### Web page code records
^^^^^^^^^^^^^^^^
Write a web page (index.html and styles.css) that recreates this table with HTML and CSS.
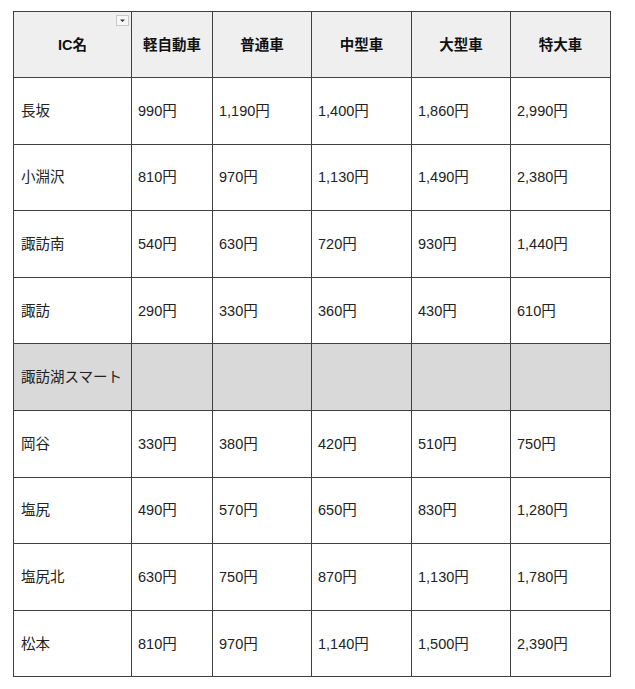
FILE: index.html
```html
<!DOCTYPE html>
<html lang="ja">
<head>
<meta charset="utf-8">
<link rel="stylesheet" href="styles.css">
</head>
<body>
<table class="fares">
  <colgroup>
    <col class="c-name">
    <col class="c-kei">
    <col class="c-w">
    <col class="c-w2">
    <col class="c-w">
    <col class="c-w2">
  </colgroup>
  <thead>
    <tr>
      <th class="th-name">IC名<span class="filter"><svg width="13" height="11" viewBox="0 0 13 11"><rect x="0.5" y="0.5" width="12" height="10" fill="#f7f7f7" stroke="#c8c8c8"/><path d="M4 4.5 L9 4.5 L6.5 7 Z" fill="#333"/></svg></span></th>
      <th>軽自動車</th>
      <th>普通車</th>
      <th>中型車</th>
      <th>大型車</th>
      <th>特大車</th>
    </tr>
  </thead>
  <tbody>
    <tr><td>長坂</td><td>990円</td><td>1,190円</td><td>1,400円</td><td>1,860円</td><td>2,990円</td></tr>
    <tr><td>小淵沢</td><td>810円</td><td>970円</td><td>1,130円</td><td>1,490円</td><td>2,380円</td></tr>
    <tr><td>諏訪南</td><td>540円</td><td>630円</td><td>720円</td><td>930円</td><td>1,440円</td></tr>
    <tr><td>諏訪</td><td>290円</td><td>330円</td><td>360円</td><td>430円</td><td>610円</td></tr>
    <tr class="grey"><td>諏訪湖スマート</td><td></td><td></td><td></td><td></td><td></td></tr>
    <tr><td>岡谷</td><td>330円</td><td>380円</td><td>420円</td><td>510円</td><td>750円</td></tr>
    <tr><td>塩尻</td><td>490円</td><td>570円</td><td>650円</td><td>830円</td><td>1,280円</td></tr>
    <tr><td>塩尻北</td><td>630円</td><td>750円</td><td>870円</td><td>1,130円</td><td>1,780円</td></tr>
    <tr><td>松本</td><td>810円</td><td>970円</td><td>1,140円</td><td>1,500円</td><td>2,390円</td></tr>
  </tbody>
</table>
</body>
</html>
```
FILE: styles.css
```css
html, body {
  margin: 0;
  padding: 0;
  background: #fff;
}
body {
  padding: 11px 0 0 13px;
  font-family: "Liberation Sans", Arial, "Noto Sans CJK JP", sans-serif;
  font-size: 14.5px;
  color: #222;
}
.fares {
  border-collapse: collapse;
  table-layout: fixed;
  width: 598px;
}
.c-name { width: 118px; }
.c-kei { width: 81px; }
.c-w { width: 99px; }
.c-w2 { width: 100px; }
.fares th,
.fares td {
  border: 1px solid #404040;
  padding: 0 0 3px 6px;
  vertical-align: middle;
  white-space: nowrap;
}
.fares thead tr { height: 66px; }
.fares tbody tr { height: 66.6px; }
.fares th {
  background: #efefef;
  font-weight: bold;
  text-align: center;
  padding: 0 0 3px 0;
  color: #111;
}
.th-name {
  position: relative;
}
.fares td:first-child { padding-left: 7px; }
.filter {
  position: absolute;
  top: 3px;
  right: 2px;
  width: 13px;
  height: 11px;
  line-height: 0;
}
.grey td { background: #d9d9d9; }
```
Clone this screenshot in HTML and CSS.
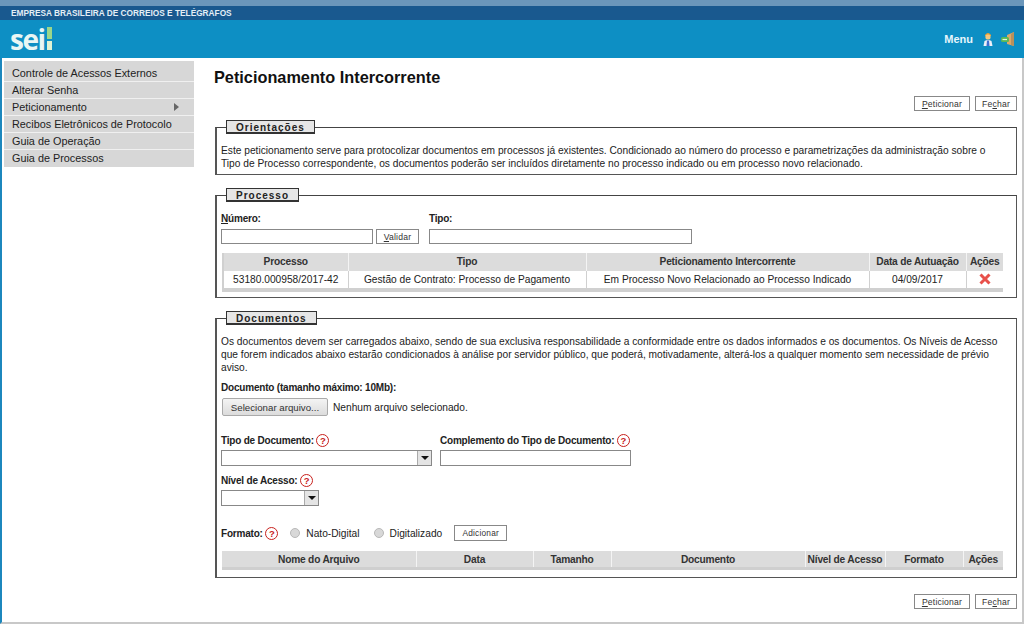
FILE: index.html
```html
<!doctype html>
<html lang="pt-BR">
  <head>
    <meta charset="UTF-8" />
    <title>Peticionamento Intercorrente</title>
    <link rel="stylesheet" href="styles.css">
  </head>
  <body>
    <div class="page">
      <div class="bar-top"></div>
      <div class="bar-org">EMPRESA BRASILEIRA DE CORREIOS E TELÉGRAFOS</div>
      <div class="bar-system">
        <div class="logo">sei<span class="logo-bang"></span></div>
        <div class="bar-menu">
          <span class="menu-label">Menu</span>
          <svg class="bar-icon" viewBox="0 0 16 16">
            <path d="M5 4 Q8 0 11 4 L11 5 L5 5 Z" fill="#f0a030"/>
            <circle cx="8" cy="6" r="2.6" fill="#f4c880"/>
            <path d="M3.5 15 L4.5 10 Q8 8 11.5 10 L12.5 15 Z" fill="#eef0f8"/>
            <path d="M7 9.5 L9 9.5 L9.5 15 L6.5 15 Z" fill="#3f6fd0"/>
          </svg>
          <svg class="bar-icon" viewBox="0 0 16 16">
            <path d="M7 4 L14 1 L14 15 L7 13 Z" fill="#dca868"/>
            <path d="M11 3 L14 1 L14 15 L11 14 Z" fill="#b8905c"/>
            <rect x="1" y="6" width="8" height="5" rx="1.5" fill="#58b858"/>
            <path d="M2.5 8.5 L7 8.5" stroke="#e4f6dc" stroke-width="1.2"/>
          </svg>
        </div>
      </div>

      <div class="content">
        <ul class="side-menu">
          <li>Controle de Acessos Externos</li>
          <li>Alterar Senha</li>
          <li class="has-sub">Peticionamento<span class="sub-arrow"></span></li>
          <li>Recibos Eletrônicos de Protocolo</li>
          <li>Guia de Operação</li>
          <li>Guia de Processos</li>
        </ul>

        <div class="main">
          <h1>Peticionamento Intercorrente</h1>
          <div class="actions">
            <button class="btn"><u>P</u>eticionar</button>
            <button class="btn">Fe<u>c</u>har</button>
          </div>

          <fieldset class="box box-orient">
            <legend>Orientações</legend>
            <p>Este peticionamento serve para protocolizar documentos em processos já existentes. Condicionado ao número do processo e parametrizações da administração sobre o Tipo de Processo correspondente, os documentos poderão ser incluídos diretamente no processo indicado ou em processo novo relacionado.</p>
          </fieldset>

          <fieldset class="box box-proc">
            <legend>Processo</legend>
            <div class="proc-row">
              <div class="field">
                <label><u>N</u>úmero:</label>
                <div class="field-line">
                  <input class="input input-num" type="text" />
                  <button class="btn btn-validar"><u>V</u>alidar</button>
                </div>
              </div>
              <div class="field">
                <label>Tipo:</label>
                <input class="input input-tipo" type="text" />
              </div>
            </div>
            <table class="grid grid-proc">
              <tr>
                <th class="c-proc">Processo</th>
                <th class="c-tipo">Tipo</th>
                <th class="c-pet">Peticionamento Intercorrente</th>
                <th class="c-data">Data de Autuação</th>
                <th>Ações</th>
              </tr>
              <tr>
                <td>53180.000958/2017-42</td>
                <td>Gestão de Contrato: Processo de Pagamento</td>
                <td>Em Processo Novo Relacionado ao Processo Indicado</td>
                <td>04/09/2017</td>
                <td>
                  <svg class="icon-x" viewBox="0 0 14 14">
                    <path d="M2.5 2.5 L11.5 11.5 M11.5 2.5 L2.5 11.5" stroke="#e8504a" stroke-width="3"/>
                  </svg>
                </td>
              </tr>
            </table>
          </fieldset>

          <fieldset class="box box-docs">
            <legend>Documentos</legend>
            <p>Os documentos devem ser carregados abaixo, sendo de sua exclusiva responsabilidade a conformidade entre os dados informados e os documentos. Os Níveis de Acesso que forem indicados abaixo estarão condicionados à análise por servidor público, que poderá, motivadamente, alterá-los a qualquer momento sem necessidade de prévio aviso.</p>
            <label class="doc-label">Documento (tamanho máximo: 10Mb):</label>
            <div class="file-row">
              <button class="btn-file">Selecionar arquivo...</button>
              <span>Nenhum arquivo selecionado.</span>
            </div>
            <div class="doc-row">
              <div class="field">
                <label>Tipo de Documento: <span class="help">?</span></label>
                <div class="select select-tipo"><span class="select-arrow"></span></div>
              </div>
              <div class="field">
                <label>Complemento do Tipo de Documento: <span class="help">?</span></label>
                <input class="input input-comp" type="text" />
              </div>
            </div>
            <div class="field field-nivel">
              <label>Nível de Acesso: <span class="help">?</span></label>
              <div class="select select-nivel"><span class="select-arrow"></span></div>
            </div>
            <div class="format-row">
              <label>Formato: <span class="help">?</span></label>
              <span class="radio"></span><span class="radio-text">Nato-Digital</span>
              <span class="radio"></span><span class="radio-text">Digitalizado</span>
              <button class="btn btn-add">Adicionar</button>
            </div>
            <table class="grid grid-docs">
              <tr>
                <th class="d-nome">Nome do Arquivo</th>
                <th class="d-data">Data</th>
                <th class="d-tam">Tamanho</th>
                <th class="d-doc">Documento</th>
                <th class="d-nivel">Nível de Acesso</th>
                <th class="d-form">Formato</th>
                <th>Ações</th>
              </tr>
            </table>
          </fieldset>

          <div class="actions actions-bottom">
            <button class="btn"><u>P</u>eticionar</button>
            <button class="btn">Fe<u>c</u>har</button>
          </div>
        </div>
      </div>
    </div>
  </body>
</html>
```

FILE: styles.css
```css
* {
  box-sizing: border-box;
}
html,
body {
  margin: 0;
  height: 100%;
}
body {
  font-family: "Liberation Sans", Arial, sans-serif;
  font-size: 10.2px;
  color: #222;
  background-color: #fff;
  overflow: hidden;
}
.page {
  height: 624px;
  border-left: 2px solid #1c87bd;
  border-right: 2px solid #c8c8c8;
  border-bottom: 2px solid #c8c8c8;
}
.bar-top {
  height: 6px;
  margin: 0 -2px;
  background-color: #6b97bb;
}
.bar-org {
  height: 14px;
  line-height: 15px;
  margin: 0 -2px;
  padding-left: 11px;
  background-color: #19598f;
  color: #e4eef6;
  font-size: 8.3px;
  font-weight: bold;
}
.bar-system {
  height: 38px;
  margin: 0 -2px;
  padding: 0 8px 0 10px;
  background-color: #0d8fc4;
  display: flex;
  justify-content: space-between;
  align-items: center;
}
.logo {
  font-size: 28px;
  line-height: 28px;
  font-weight: bold;
  letter-spacing: -1.5px;
  color: #e8f6f4;
  display: flex;
  align-items: flex-end;
  font-family: "Open Sans", sans-serif;
}
.logo-bang {
  width: 5px;
  height: 23px;
  margin-left: 2px;
  margin-bottom: 3px;
  background: linear-gradient(#9bd68a 0 52%, transparent 52% 62%, #e0f2d4 62%);
}
.bar-menu {
  display: flex;
  align-items: center;
  gap: 4px;
}
.menu-label {
  color: #e6f6fc;
  font-size: 11px;
  font-weight: bold;
  margin-right: 3px;
}
.bar-icon {
  width: 16px;
  height: 16px;
}
.content {
  display: flex;
}
.side-menu {
  list-style: none;
  width: 190px;
  margin: 3px 0 0 2px;
  padding: 4px 0 0;
  flex: none;
  align-self: flex-start;
  background-color: #d7d7d7;
}
.side-menu li {
  position: relative;
  height: 17px;
  line-height: 16px;
  padding-left: 8px;
  background-color: #d7d7d7;
  border-bottom: 1px solid #f0f0f0;
  color: #222;
  font-size: 10.85px;
}
.side-menu li:last-child {
  border-bottom: 0;
}
.sub-arrow {
  position: absolute;
  left: 170px;
  top: 4px;
  border-left: 5px solid #666;
  border-top: 4px solid transparent;
  border-bottom: 4px solid transparent;
}
.main {
  margin-left: 20px;
  width: 803px;
}
h1 {
  margin: 10px 0 0;
  height: 19px;
  font-size: 16.3px;
  line-height: 19px;
  font-weight: bold;
  color: #111;
}
.actions {
  display: flex;
  justify-content: flex-end;
  gap: 5px;
  margin-top: 9px;
}
.btn {
  height: 15px;
  width: 56px;
  padding: 0;
  font-family: inherit;
  font-size: 8.6px;
  color: #333;
  background-color: #fff;
  border: 1px solid #888;
  letter-spacing: 0.2px;
}
.actions .btn:last-child {
  width: 42px;
}
.box {
  margin: 0 0 0 1px;
  padding: 0 5px 0 4px;
  width: 802px;
  border: 1px solid #555;
  border-left-width: 2px;
  border-top-color: #444;
}
.box legend {
  margin-left: 5px;
  padding: 0 9px;
  height: 14px;
  line-height: 13px;
  background-color: #e6e6e6;
  border: 1px solid #333;
  border-bottom-width: 2px;
  font-size: 10px;
  font-weight: bold;
  letter-spacing: 1px;
  color: #222;
}
.box p {
  margin: 0;
  line-height: 13px;
}
.box-orient {
  margin-top: 9px;
  height: 55px;
}
.box-orient p {
  padding: 10px 20px 0 0;
}
.box-proc {
  margin-top: 13px;
  height: 110px;
}
.proc-row {
  display: flex;
  gap: 10px;
  padding-top: 10px;
}
.field label {
  display: block;
  font-size: 10px;
  letter-spacing: -0.2px;
  font-weight: bold;
  height: 17px;
  line-height: 13px;
  color: #222;
}
.field-line {
  display: flex;
  gap: 3px;
}
.input {
  display: block;
  height: 15px;
  border: 1px solid #888;
  background-color: #fff;
  padding: 0;
}
.input-num {
  width: 152px;
}
.input-tipo {
  width: 263px;
}
.btn-validar {
  width: 43px;
}
.grid {
  width: 781px;
  margin-left: 1px;
  border-collapse: collapse;
  table-layout: fixed;
  background-color: #d9d9d9;
}
.grid-proc {
  margin-top: 9px;
  height: 39px;
  border-bottom: 4px solid #d0d0d0;
  border-left: 2px solid #d0d0d0;
}
.grid th {
  height: 17px;
  padding: 0;
  font-size: 10.2px;
  letter-spacing: -0.2px;
  font-weight: bold;
  color: #333;
  background-color: #dcdcdc;
  border-left: 1px solid #f4f4f4;
  text-align: center;
  white-space: nowrap;
}
.grid th:first-child {
  border-left: 0;
}
.grid td {
  height: 18px;
  padding: 0;
  text-align: center;
  background-color: #fff;
  border-left: 1px solid #d0d0d0;
}
.grid td:first-child {
  border-left: 0;
}
.c-proc {
  width: 125px;
}
.c-tipo {
  width: 238px;
}
.c-pet {
  width: 283px;
}
.c-data {
  width: 97px;
}
.icon-x {
  display: block;
  width: 14px;
  height: 14px;
  margin: 0 auto;
}
.box-docs {
  margin-top: 13px;
  height: 267px;
}
.box-docs p {
  padding-top: 10px;
}
.doc-label {
  display: block;
  margin-top: 7px;
  font-size: 10px;
  letter-spacing: -0.2px;
  font-weight: bold;
  line-height: 13px;
}
.file-row {
  display: flex;
  align-items: center;
  gap: 5px;
  margin-top: 4px;
}
.btn-file {
  width: 106px;
  height: 18px;
  margin-left: 1px;
  padding: 0;
  font-family: inherit;
  font-size: 9.7px;
  color: #333;
  background: linear-gradient(#f4f4f4, #dcdcdc);
  border: 1px solid #aaa;
  border-radius: 2px;
}
.doc-row {
  display: flex;
  gap: 8px;
  margin-top: 18px;
}
.field-nivel {
  margin-top: 8px;
}
.help {
  display: inline-block;
  width: 13px;
  height: 13px;
  border: 1px solid #c8201c;
  border-radius: 50%;
  color: #c8201c;
  font-size: 9.5px;
  letter-spacing: 0;
  line-height: 11px;
  text-align: center;
  font-weight: bold;
  background-color: #fff;
}
.field-nivel label,
.doc-row .field label {
  height: 16px;
}
.select {
  position: relative;
  height: 16px;
  border: 1px solid #888;
  background-color: #fff;
}
.select-tipo {
  width: 211px;
}
.select-nivel {
  width: 98px;
}
.select-arrow {
  position: absolute;
  right: 0;
  top: 0;
  width: 14px;
  height: 14px;
  background-color: #e4e4e4;
  border-left: 1px solid #aaa;
}
.select-arrow::after {
  content: "";
  position: absolute;
  left: 3px;
  top: 5px;
  border-top: 4px solid #111;
  border-left: 4px solid transparent;
  border-right: 4px solid transparent;
}
.input-comp {
  width: 191px;
  height: 16px;
}
.format-row {
  display: flex;
  align-items: center;
  margin-top: 19px;
  height: 16px;
}
.format-row label {
  font-size: 10px;
  letter-spacing: -0.2px;
  font-weight: bold;
  margin-right: -2px;
}
.radio {
  width: 10px;
  height: 10px;
  border-radius: 50%;
  margin-left: 14px;
  border: 1px solid #b8b8b8;
  background-color: #d8d8d8;
}
.radio-text {
  margin-left: 6px;
}
.btn-add {
  width: 53px;
  height: 16px;
  margin-left: 12px;
  font-size: 8.3px;
}
.grid-docs {
  margin-top: 10px;
  height: 19px;
  border-bottom: 3px solid #cfcfcf;
}
.grid-docs th {
  height: 16px;
}
.d-nome {
  width: 194px;
}
.d-data {
  width: 117px;
}
.d-tam {
  width: 78px;
}
.d-doc {
  width: 194px;
}
.d-nivel {
  width: 80px;
}
.d-form {
  width: 78px;
}
.actions-bottom {
  margin-top: 16px;
}
```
^^^^^^^^^^^^^^^^
### What is being asked
Pull out every line of the entries that includes the word "this".

### Exercise answer
Write a web page (index.html and styles.css) that recreates this table with HTML and CSS.
Clone this screenshot in HTML and CSS.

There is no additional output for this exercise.